A collaborative project, the Illinois River Survey consisted of three components, first, a three-day photographic survey to capture beautiful photographs that show the true richness of the Illinois River watershed and important ecological aspects of the river system, second, the publication of the conservation photography book, The Illinois River Survey: A Visual Record, and finally, a traveling photography exhibition that toured the state making stops at the Visions Gallery in OKC’s Paseo District, One Williams Center in downtown Tulsa, the Oklahoma Aquarium, the Canebrake, and the Iguana Café in Tahlequah.
The Illinois River Survey received a tremendous amount of public attention with multiple newspaper articles, television interviews with Linda Cavanaugh on News 4, Craig Day on News6, NPR interview with Gerry Bonds on KOSU radio, a PBS documentary, the Earth Chronicles Project, and an interview and exhibition at the Nature Conservancy world headquarters in Arlington, Virginia.
My Oklahoma Rivers and the Illinois River Survey project have led me on an incredible journey of discovery. I feel very privileged to have seen incredible moments of beauty - wonderfully remote locations, stunning in their isolation and timelessness - wild and untamed stretches that are rich with wildlife and natural diversity.
Nowhere do I feel more at peace and in my element than when walking along a river. One of the best things you can do is get to know a river. It is important to me that my work help safeguard Oklahoma’s water for future generations. My time spent exploring the state’s life-rich rivers and seeing firsthand the rich diversity of ecosystems rivers support have instilled in me a strong environmental ethic that has come to define my photographic career.
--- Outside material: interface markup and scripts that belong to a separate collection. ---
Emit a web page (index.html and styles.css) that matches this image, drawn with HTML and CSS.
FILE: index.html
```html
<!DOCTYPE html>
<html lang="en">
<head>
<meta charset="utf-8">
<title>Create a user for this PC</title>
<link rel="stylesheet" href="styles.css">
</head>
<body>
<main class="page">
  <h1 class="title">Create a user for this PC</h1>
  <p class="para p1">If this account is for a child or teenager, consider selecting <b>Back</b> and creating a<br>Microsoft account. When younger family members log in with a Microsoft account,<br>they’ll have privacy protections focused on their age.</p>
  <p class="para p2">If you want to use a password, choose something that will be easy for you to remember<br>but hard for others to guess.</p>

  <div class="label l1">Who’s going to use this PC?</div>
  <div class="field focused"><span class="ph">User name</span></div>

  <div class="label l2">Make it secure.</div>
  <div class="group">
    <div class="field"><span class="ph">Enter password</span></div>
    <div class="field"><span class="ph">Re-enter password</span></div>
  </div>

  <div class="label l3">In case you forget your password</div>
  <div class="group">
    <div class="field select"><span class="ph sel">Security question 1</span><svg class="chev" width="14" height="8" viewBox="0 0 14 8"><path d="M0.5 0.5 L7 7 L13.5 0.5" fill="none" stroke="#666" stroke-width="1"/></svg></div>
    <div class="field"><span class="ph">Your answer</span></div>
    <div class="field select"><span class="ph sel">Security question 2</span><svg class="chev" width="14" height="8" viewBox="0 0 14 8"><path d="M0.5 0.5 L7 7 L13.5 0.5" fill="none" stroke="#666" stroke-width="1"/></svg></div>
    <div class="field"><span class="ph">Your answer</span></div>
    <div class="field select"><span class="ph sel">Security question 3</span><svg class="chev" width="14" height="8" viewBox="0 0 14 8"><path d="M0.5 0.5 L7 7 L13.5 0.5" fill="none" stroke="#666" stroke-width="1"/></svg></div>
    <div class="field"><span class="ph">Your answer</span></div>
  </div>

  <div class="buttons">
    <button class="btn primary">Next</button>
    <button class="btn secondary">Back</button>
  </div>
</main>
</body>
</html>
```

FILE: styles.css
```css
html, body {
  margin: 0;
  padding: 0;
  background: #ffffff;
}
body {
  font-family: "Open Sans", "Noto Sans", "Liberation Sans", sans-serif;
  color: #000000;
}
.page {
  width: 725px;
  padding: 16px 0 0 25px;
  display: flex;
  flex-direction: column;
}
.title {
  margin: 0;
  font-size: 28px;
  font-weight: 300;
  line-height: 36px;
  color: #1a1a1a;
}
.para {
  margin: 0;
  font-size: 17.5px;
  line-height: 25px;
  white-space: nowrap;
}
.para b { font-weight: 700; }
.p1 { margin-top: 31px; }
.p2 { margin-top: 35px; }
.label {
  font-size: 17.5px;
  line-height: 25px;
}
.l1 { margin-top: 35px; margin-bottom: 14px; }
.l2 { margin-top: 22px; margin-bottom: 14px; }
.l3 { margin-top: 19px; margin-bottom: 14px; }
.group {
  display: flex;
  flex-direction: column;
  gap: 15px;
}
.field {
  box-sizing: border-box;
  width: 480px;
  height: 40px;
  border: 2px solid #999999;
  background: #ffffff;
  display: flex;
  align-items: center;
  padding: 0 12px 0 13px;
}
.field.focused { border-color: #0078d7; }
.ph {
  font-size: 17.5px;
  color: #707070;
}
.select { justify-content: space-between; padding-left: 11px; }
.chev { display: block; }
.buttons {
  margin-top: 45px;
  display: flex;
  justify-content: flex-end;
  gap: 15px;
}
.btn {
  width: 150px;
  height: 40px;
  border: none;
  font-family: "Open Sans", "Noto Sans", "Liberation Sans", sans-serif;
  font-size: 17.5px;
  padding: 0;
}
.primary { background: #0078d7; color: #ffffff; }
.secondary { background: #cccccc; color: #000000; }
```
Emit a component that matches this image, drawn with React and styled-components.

As a conservation photographer, I have made the commitment to use my photographs to advance conservation and to put my photography to action. For my work to be effective, it must not only inspire and empower, but also inform and affect change.
My work photographing Oklahoma’s rivers and the ecologically rich regions they traverse have only reinforced my understanding that species-rich, healthy functioning ecosystems are essential to the future of human survival. It is a complex subject, yet simple in its fundamental truth. Every action - good and bad - counts; everything is part of the equation when it comes to the environment. Everything is connected. The natural services healthy-functioning ecosystems provide to human well-being and society are innumerable as they are invaluable.